Monday, Oct. 12, 1936
"We Hold! We Hold!"
An indignation meeting at the radicalism of Conservative Prime Minister Stanley Baldwin and his Cabinet was what the annual Conservative Party Conference paradoxically amounted to last week at Margate. By enduring British standards, it is radical for His Majesty's Government, when challenged by a Germany hungry to regain colonies now under the British flag, to shilly-shally evasively as the Prime Minister has done, bleating that his Cabinet "has not considered this matter." It was Conservative last week, and rousingly Conservative in a robust Victorian sense, when more than 1,000 of the 1,400 Margate Conference delegates leaped to their feet brandishing agenda papers like swords and shouted in unison: "What we have we hold! We hold! WE HOLD!" This Tory spectacle came just before the Conference voted with virtual unanimity the strongest possible resolution demanding that the Government inform Germany that the question of returning any British territory to the Reich "is not a discussible question."
To the brandishers at Margate it also appeared radical that His Majesty's Government, who know perfectly well that the House of Lords may be emasculated or swept away once a Labor Cabinet with a big majority gets in, have done nothing to block such a development.

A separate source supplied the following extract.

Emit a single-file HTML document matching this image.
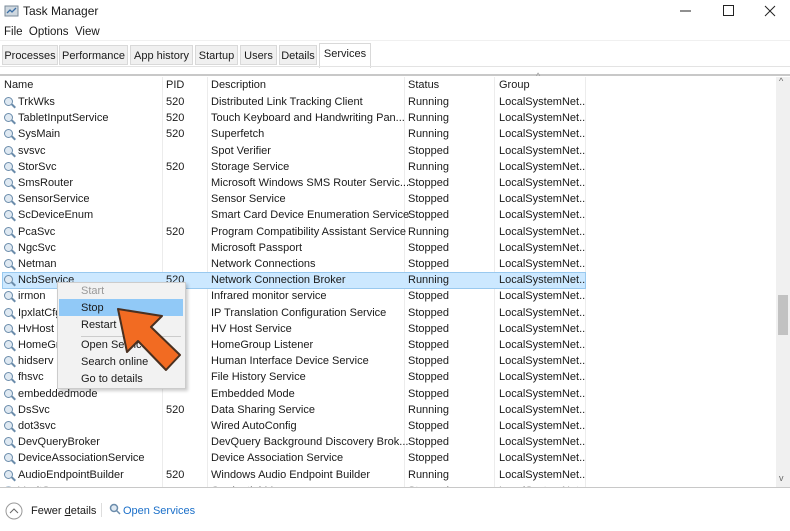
<!DOCTYPE html>
<html><head><style>
body{margin:0;width:790px;height:531px;background:#fff;font-family:"Liberation Sans",sans-serif;font-size:11px;color:#1a1a1a;position:relative;overflow:hidden}
.a{position:absolute;white-space:nowrap}
.tab{position:absolute;top:45px;height:20px;line-height:20px;background:#f0f0f0;border:1px solid #d9d9d9;text-align:center;font-size:11px;white-space:nowrap;box-sizing:border-box}
.row{position:absolute;left:0;width:585px;height:16px;line-height:16px;overflow:hidden}
.row span{position:absolute}
.ic{position:absolute;left:4px;top:3px;width:9px;height:9px;border:1.5px solid #6b8cab;border-radius:50%;background:#dfe9f2;box-sizing:border-box}
.ic:after{content:"";position:absolute;left:6px;top:7px;width:5px;height:2px;background:#6b8cab;transform:rotate(45deg)}
.vl{position:absolute;top:77px;width:1px;height:410px;background:#ececec}
.mi{position:absolute;left:81px;font-size:11px}
</style></head><body>
<svg class="a" style="left:4px;top:4px" width="16" height="14"><rect x="1" y="2" width="13" height="10" fill="#cfd8e0" stroke="#7a8a99"/><polyline points="3,9 6,6 8,8 12,4" fill="none" stroke="#3a6ea5" stroke-width="1.3"/></svg>
<div class="a" style="left:23px;top:4px;font-size:12px">Task Manager</div>
<svg class="a" style="left:680px;top:4px" width="100" height="14"><line x1="0" y1="7" x2="11" y2="7" stroke="#222"/><rect x="43.5" y="1.5" width="10" height="10" fill="none" stroke="#222"/><path d="M85 2 L95 12 M95 2 L85 12" stroke="#222"/></svg>
<div class="a" style="left:4px;top:26px;font-size:11.5px">File&nbsp; Options&nbsp; View</div>
<div class="a" style="left:0;top:40px;width:790px;height:1px;background:#f0f0f0"></div>
<div class="tab" style="left:2px;width:56px">Processes</div>
<div class="tab" style="left:59px;width:69px">Performance</div>
<div class="tab" style="left:130px;width:63px">App history</div>
<div class="tab" style="left:195px;width:43px">Startup</div>
<div class="tab" style="left:240px;width:37px">Users</div>
<div class="tab" style="left:279px;width:38px">Details</div>
<div class="a" style="left:319px;top:43px;width:52px;height:25px;background:#fff;border:1px solid #d9d9d9;border-bottom:none;line-height:20px;text-align:center;box-sizing:border-box">Services</div>
<div class="a" style="left:0;top:66px;width:790px;height:1px;background:#e3e3e3"></div>
<div class="a" style="left:0;top:74px;width:790px;height:2px;background:#c8c8c8"></div>
<div class="vl" style="left:162px"></div><div class="vl" style="left:207px"></div><div class="vl" style="left:404px"></div><div class="vl" style="left:494px"></div><div class="vl" style="left:585px"></div>
<div class="a" style="left:4px;top:79px">Name</div>
<div class="a" style="left:166px;top:79px">PID</div>
<div class="a" style="left:211px;top:79px">Description</div>
<div class="a" style="left:408px;top:79px">Status</div>
<div class="a" style="left:499px;top:79px">Group</div>
<div class="a" style="left:536px;top:71px;font-size:9px;color:#999">^</div>
<div class="a" style="left:2px;top:272px;width:582px;height:15px;background:#cce8ff;border:1px solid #99c9ef"></div>
<div id="rows"></div>
<script>
var d=[["TrkWks","520","Distributed Link Tracking Client","Running"],["TabletInputService","520","Touch Keyboard and Handwriting Pan...","Running"],["SysMain","520","Superfetch","Running"],["svsvc","","Spot Verifier","Stopped"],["StorSvc","520","Storage Service","Running"],["SmsRouter","","Microsoft Windows SMS Router Servic...","Stopped"],["SensorService","","Sensor Service","Stopped"],["ScDeviceEnum","","Smart Card Device Enumeration Service","Stopped"],["PcaSvc","520","Program Compatibility Assistant Service","Running"],["NgcSvc","","Microsoft Passport","Stopped"],["Netman","","Network Connections","Stopped"],["NcbService","520","Network Connection Broker","Running"],["irmon","","Infrared monitor service","Stopped"],["IpxlatCfgSvc","","IP Translation Configuration Service","Stopped"],["HvHost","","HV Host Service","Stopped"],["HomeGroupListener","","HomeGroup Listener","Stopped"],["hidserv","","Human Interface Device Service","Stopped"],["fhsvc","","File History Service","Stopped"],["embeddedmode","","Embedded Mode","Stopped"],["DsSvc","520","Data Sharing Service","Running"],["dot3svc","","Wired AutoConfig","Stopped"],["DevQueryBroker","","DevQuery Background Discovery Brok...","Stopped"],["DeviceAssociationService","","Device Association Service","Stopped"],["AudioEndpointBuilder","520","Windows Audio Endpoint Builder","Running"],["VaultSvc","","Credential Manager","Stopped"]];
var h="";d.forEach(function(r,i){var t=94+i*16.2;h+='<div class="row" style="top:'+t+'px;'+(i==24?'height:5px;opacity:.5':'')+'"><i class="ic"></i><span style="left:18px">'+r[0]+'</span><span style="left:166px">'+r[1]+'</span><span style="left:211px">'+r[2]+'</span><span style="left:408px">'+r[3]+'</span><span style="left:499px">LocalSystemNet...</span></div>';});
document.getElementById("rows").innerHTML=h;
</script>
<div class="a" style="left:776px;top:77px;width:14px;height:410px;background:#f0f0f0"></div>
<div class="a" style="left:778px;top:295px;width:10px;height:40px;background:#c2c2c2"></div>
<div class="a" style="left:779px;top:76px;font-size:9px;color:#666">^</div>
<div class="a" style="left:779px;top:473px;font-size:9px;color:#666">v</div>
<div class="a" style="left:0;top:487px;width:790px;height:1px;background:#c8c8c8"></div>
<div class="a" style="left:57px;top:282px;width:127px;height:105px;background:#f2f2f2;border:1px solid #ccc;box-shadow:2px 2px 3px rgba(0,0,0,.2)"></div>
<div class="a" style="left:59px;top:299px;width:124px;height:17px;background:#91c9f7"></div>
<div class="mi a" style="top:285px;color:#999">Start</div>
<div class="mi a" style="top:302px">Stop</div>
<div class="mi a" style="top:319px">Restart</div>
<div class="a" style="left:81px;top:336px;width:100px;height:1px;background:#ccc"></div>
<div class="mi a" style="top:339px">Open Services</div>
<div class="mi a" style="top:356px">Search online</div>
<div class="mi a" style="top:373px">Go to details</div>
<svg class="a" style="left:0;top:0" width="790" height="531"><polygon points="118,309 162,316 151,327 180,355 166,370 138,341 127,352" fill="#f26b22" stroke="#4a3020" stroke-width="2" stroke-linejoin="round"/></svg>
<svg class="a" style="left:5px;top:502px" width="18" height="18"><circle cx="9" cy="9" r="8" fill="none" stroke="#999"/><polyline points="5,11 9,7 13,11" fill="none" stroke="#666"/></svg>
<div class="a" style="left:31px;top:505px">Fewer <u>d</u>etails</div>
<div class="a" style="left:101px;top:503px;width:1px;height:14px;background:#ddd"></div>
<svg class="a" style="left:109px;top:503px" width="12" height="12"><circle cx="5" cy="5" r="3.5" fill="#dfe9f2" stroke="#6b8cab" stroke-width="1.5"/><line x1="7" y1="7" x2="11" y2="11" stroke="#6b8cab" stroke-width="1.5"/></svg>
<div class="a" style="left:123px;top:505px;color:#1a6fc9">Open Services</div>
</body></html>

Again by virtual unanimity last week the Margate Conference resolutioned in favor of "reforms" calculated to deprive the House of Commons or any other authority of ability ever to abolish the House of Lords.
It was radical, too, the Conference thought, for His Majesty's Government to have omitted the essentially Conservative step of putting a tariff on agricultural produce. This would raise British food prices for the benefit of such staunch Conservatives as the farmer and the squire-- "The very backbone of England, Sir!" as more than one Margate Conservative stoutly said. In short, the Conference atmosphere last week was not 1936, but at least as far back as 1836. This fact made headlines because there was no "human interest" news about what the Prime Minister had had to say at Margate or about his pipe or his pigs. Stanley Baldwin was absent and absent too was the amiable humbug with which he has led Great Britain for so long, meandering down the winding path of least resistance in both home and foreign affairs. A reborn fighting Conservative spirit was stirring at Margate last week and the Party was veering toward new leaders--slowly, for in Britain the political mascot is always the tortoise rather than the hare.

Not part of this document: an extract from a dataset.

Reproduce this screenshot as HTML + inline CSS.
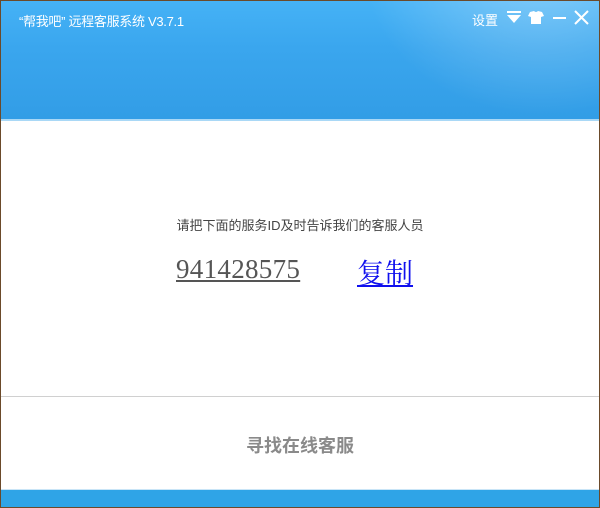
<!DOCTYPE html>
<html><head><meta charset="utf-8"><style>
html,body{margin:0;padding:0;}
body{width:600px;height:508px;position:relative;overflow:hidden;background:#6b4a2a;font-family:"Liberation Sans","Noto Sans CJK SC",sans-serif;}
#win{position:absolute;left:1px;top:1px;width:598px;height:506px;background:#fff;overflow:hidden;}
#hd{position:absolute;left:0;top:0;width:598px;height:118px;background:linear-gradient(180deg,#45b2f6 0%,#3aa6ee 40%,#329de6 100%);}
#hd:after{content:"";position:absolute;left:330px;top:-80px;width:300px;height:220px;background:radial-gradient(ellipse at 70% 20%,rgba(255,255,255,.35),rgba(255,255,255,0) 60%);}
#strip{position:absolute;left:0;top:118px;width:598px;height:2px;background:#a9d8f6;}
#title{position:absolute;left:18px;top:10px;color:#fff;font-size:13px;letter-spacing:-0.3px;}
#set{position:absolute;left:471px;top:9px;color:#fff;font-size:13px;}
#tip{position:absolute;left:0;width:598px;top:214px;text-align:center;font-size:13px;color:#444;}
#id{position:absolute;left:175px;top:253px;font-family:"Liberation Serif",serif;font-size:27px;color:#555;text-decoration:underline;letter-spacing:0.3px;}
#cp{position:absolute;left:356px;top:251px;font-size:28px;color:#1010ee;text-decoration:underline;font-family:"Liberation Serif","Noto Serif CJK SC",serif;}
#line{position:absolute;left:0;top:395px;width:598px;height:1px;background:#d0d0d0;}
#find{position:absolute;left:0;width:598px;top:431px;text-align:center;font-size:18px;font-weight:bold;color:#8a8a8a;}
#ft{position:absolute;left:0;top:488px;width:598px;height:18px;background:#2fa4e7;border-top:1px solid #c9e5f7;}
</style></head><body><div id="win">
<div id="hd"></div><div id="strip"></div>
<div id="title">“帮我吧” 远程客服系统 V3.7.1</div>
<div id="set">设置</div>
<svg style="position:absolute;left:505px;top:9px" width="90" height="16" viewBox="0 0 90 16">
<rect x="1" y="1" width="14" height="2" fill="#fff"/><path d="M1 5 H15 L8 13 Z" fill="#fff"/>
<path d="M24 2 L28 1 Q30 3 32 1 L36 2 L38 6 L35 7 V14 H25 V7 L22 6 Z" fill="#fff"/>
<rect x="47" y="7" width="13" height="2" fill="#fff"/>
<path d="M69 1 L82 14 M82 1 L69 14" stroke="#fff" stroke-width="2"/>
</svg>
<div id="tip">请把下面的服务ID及时告诉我们的客服人员</div>
<div id="id">941428575</div>
<div id="cp">复制</div>
<div id="line"></div>
<div id="find">寻找在线客服</div>
<div id="ft"></div>
</div></body></html>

Stanley Baldwin desires and expects to be succeeded as Prime Minister by the present Chancellor of the Exchequer, laborious and uninspiring Neville Chamberlain. In the Labor Daily Herald last week the Margate Conference was cartooned as a "Political Dreamland Movie Palace," presenting Mr. Chamberlain in the stellar role of a film entitled The Man Who Could Work Miracles (But Won't). The Chancellor of the Exchequer came to the Conference in fact as the designated representative of the Prime Minister, and Mr. Baldwin had interrupted the three-month holiday he is taking on doctor's orders to come to London last week and go over the speech Mr. Chamberlain was to make at Margate.
It was neither a great nor a fighting speech, but it was both firmer and more precise than what Great Britain has grown tired of hearing from Stanley Baldwin. While the Prime Minister has publicly regretted the invention of the airplane and wished it could cease to exist, the Chancellor of the Exchequer declared: "I can imagine no more sobering thought to any ruler who might be contemplating aggression against his neighbor than the knowledge that within a few hours his action might be followed by the retaliation of a force of such terrific striking power as our new air force will possess!"

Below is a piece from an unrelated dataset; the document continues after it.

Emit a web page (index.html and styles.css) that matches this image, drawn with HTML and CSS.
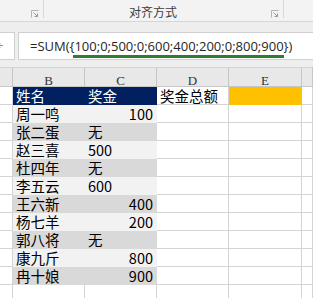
FILE: index.html
```html
<!DOCTYPE html>
<html lang="zh-CN">
<head>
<meta charset="utf-8">
<title>对齐方式</title>
<link rel="stylesheet" href="styles.css">
</head>
<body>
<div class="app">
  <div class="ribbon">
    <div class="grp g1">
      <svg class="launch" width="8" height="8" viewBox="0 0 8 8"><path d="M0.5 7.5V0.5H7.5" fill="none" stroke="#b5b5b5"/><path d="M2.5 2.5L6.5 6.5M3.5 6.5H6.5V3.5" fill="none" stroke="#9a9a9a"/></svg>
    </div>
    <div class="grp g2">
      <span class="glabel">对齐方式</span>
      <svg class="launch" width="8" height="8" viewBox="0 0 8 8"><path d="M0.5 7.5V0.5H7.5" fill="none" stroke="#b5b5b5"/><path d="M2.5 2.5L6.5 6.5M3.5 6.5H6.5V3.5" fill="none" stroke="#9a9a9a"/></svg>
    </div>
    <div class="grp g3"></div>
  </div>

  <div class="fbar">
    <div class="namebox"><span class="nb-glyph">÷</span></div>
    <div class="fbox"><span class="ftext">=SUM({100;0;500;0;600;400;200;0;800;900})</span></div>
    <div class="underline"></div>
  </div>

  <div class="sheet">
    <div class="hd"></div><div class="hd">B</div><div class="hd">C</div><div class="hd">D</div><div class="hd">E</div><div class="hd"></div>

    <div class="c"></div><div class="c f-blue">姓名</div><div class="c f-blue">奖金</div><div class="c">奖金总额</div><div class="c f-orange"></div><div class="c"></div>

    <div class="c"></div><div class="c f-l">周一鸣</div><div class="c f-l num">100</div><div class="c"></div><div class="c"></div><div class="c"></div>
    <div class="c"></div><div class="c f-d">张二蛋</div><div class="c f-d">无</div><div class="c"></div><div class="c"></div><div class="c"></div>
    <div class="c"></div><div class="c f-l">赵三喜</div><div class="c f-l">500</div><div class="c"></div><div class="c"></div><div class="c"></div>
    <div class="c"></div><div class="c f-d">杜四年</div><div class="c f-d">无</div><div class="c"></div><div class="c"></div><div class="c"></div>
    <div class="c"></div><div class="c f-l">李五云</div><div class="c f-l">600</div><div class="c"></div><div class="c"></div><div class="c"></div>
    <div class="c"></div><div class="c f-d">王六新</div><div class="c f-d num">400</div><div class="c"></div><div class="c"></div><div class="c"></div>
    <div class="c"></div><div class="c f-l">杨七羊</div><div class="c f-l num">200</div><div class="c"></div><div class="c"></div><div class="c"></div>
    <div class="c"></div><div class="c f-d">郭八将</div><div class="c f-d">无</div><div class="c"></div><div class="c"></div><div class="c"></div>
    <div class="c"></div><div class="c f-l">康九斤</div><div class="c f-l num">800</div><div class="c"></div><div class="c"></div><div class="c"></div>
    <div class="c"></div><div class="c f-d">冉十娘</div><div class="c f-d num">900</div><div class="c"></div><div class="c"></div><div class="c"></div>

    <div class="c"></div><div class="c"></div><div class="c"></div><div class="c"></div><div class="c"></div><div class="c"></div>
  </div>
</div>
</body>
</html>
```

FILE: styles.css
```css
html, body {
  margin: 0;
  padding: 0;
  background: #ffffff;
}
.app {
  width: 313px;
  height: 298px;
  overflow: hidden;
  font-family: "Noto Sans CJK SC", "Noto Sans", sans-serif;
}

/* ribbon */
.ribbon {
  display: flex;
  height: 21px;
  background: #f3f3f3;
  border-bottom: 1px solid #d6d6d6;
}
.grp {
  box-sizing: border-box;
  height: 18px;
  display: flex;
  align-items: flex-start;
}
.g1 {
  width: 44px;
  border-right: 1px solid #d8d8d8;
  justify-content: flex-end;
}
.g2 {
  width: 240px;
  border-right: 1px solid #d8d8d8;
}
.g3 {
  flex: 1;
}
.launch {
  margin-top: 10px;
  margin-right: 4px;
  flex: none;
}
.glabel {
  flex: 1;
  padding-left: 85px;
  padding-top: 5px;
  font-size: 12px;
  line-height: 14px;
  color: #3c3c3c;
  white-space: nowrap;
}

/* formula bar */
.fbar {
  position: relative;
  display: flex;
  gap: 3px;
  height: 45px;
  padding-top: 10px;
  box-sizing: border-box;
  background: #eeeeee;
}
.namebox {
  box-sizing: border-box;
  width: 25px;
  height: 28px;
  margin-left: -10px;
  background: #ffffff;
  border: 1px solid #d0d0d0;
  display: flex;
  align-items: center;
  justify-content: flex-end;
}
.nb-glyph {
  font-family: "DejaVu Sans", sans-serif;
  font-size: 10px;
  line-height: 12px;
  color: #8c8c8c;
  margin-right: 10px;
}
.fbox {
  flex: 1;
  box-sizing: border-box;
  height: 28px;
  background: #ffffff;
  border: 1px solid #d0d0d0;
  border-right: none;
  display: flex;
  align-items: center;
  padding-left: 11px;
}
.ftext {
  font-family: "Open Sans", "Liberation Sans", sans-serif;
  font-size: 13px;
  line-height: 16px;
  color: #262626;
  white-space: nowrap;
}
.underline {
  position: absolute;
  left: 73px;
  top: 33px;
  width: 211px;
  height: 3px;
  background: #2f7d32;
}

/* sheet */
.sheet {
  display: grid;
  grid-template-columns: 13px 72px 72px 72px 73px 1fr;
  grid-template-rows: 20px;
  grid-auto-rows: 18px;
}
.hd {
  box-sizing: border-box;
  background: #e8e8e8;
  border-top: 1px solid #d4d4d4;
  border-right: 1px solid #c6c6c6;
  border-bottom: 1px solid #c6c6c6;
  font-family: "Liberation Serif", "DejaVu Serif", serif;
  font-size: 13px;
  line-height: 13px;
  padding-top: 6px;
  text-align: center;
  color: #333333;
}
.c {
  box-sizing: border-box;
  border-right: 1px solid #d4d4d4;
  border-bottom: 1px solid #d4d4d4;
  font-size: 14.5px;
  line-height: 17px;
  padding: 0 3px 0 3px;
  color: #000000;
  white-space: nowrap;
}
.f-blue {
  background: #002060;
  border-color: transparent;
  color: #ffffff;
}
.f-orange {
  background: #ffc000;
  border-color: transparent;
}
.f-l {
  background: #f2f2f2;
  border-color: transparent;
}
.f-d {
  background: #d9d9d9;
  border-color: transparent;
}
.num {
  text-align: right;
}
```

This of course alarmed Germans last week and they were further vexed by the "hypocrisy" -- as Nazi newsorgans called it -- with which Chancellor Chamberlain asserted: "Everyone knows that the British Royal Air Force will never be used to make an unprovoked attack on anyone."
Whereas Mr. Baldwin has been pleasantly vague about World economic recovery by the lifting of trade barriers some day, Mr. Chamberlain declared : "All indications are that we have left free trade behind forever, or until the whole world agrees to abolish tariffs on imports, which comes to pretty much the same thing!"
This Chamberlain pronouncement, embodying the Chancellor's usual pessimism and cynicism, came just before two epochal events. Suddenly the tariffs and quotas of France were slashed, and this was followed even more unexpectedly by Benito Mussolini with similar action on behalf of Italy (see p. 24). Overnight on the international scene new life was breathed into the principle of Free Trade, and there was a wild scramble by His Majesty's Government to readjust their ideas and Mr. Chamberlain's. To Geneva this week hurried the Chancellor's most distinguished subordinate, Mr. William Shepherd ("Shakespeare") Morrison. In the only speech to the current League Assembly which had any real importance, Mr. Morrison virtually reversed the highly nationalist position Mr. Chamberlain had taken at Margate, called for international abolition of import quotas and exchange controls.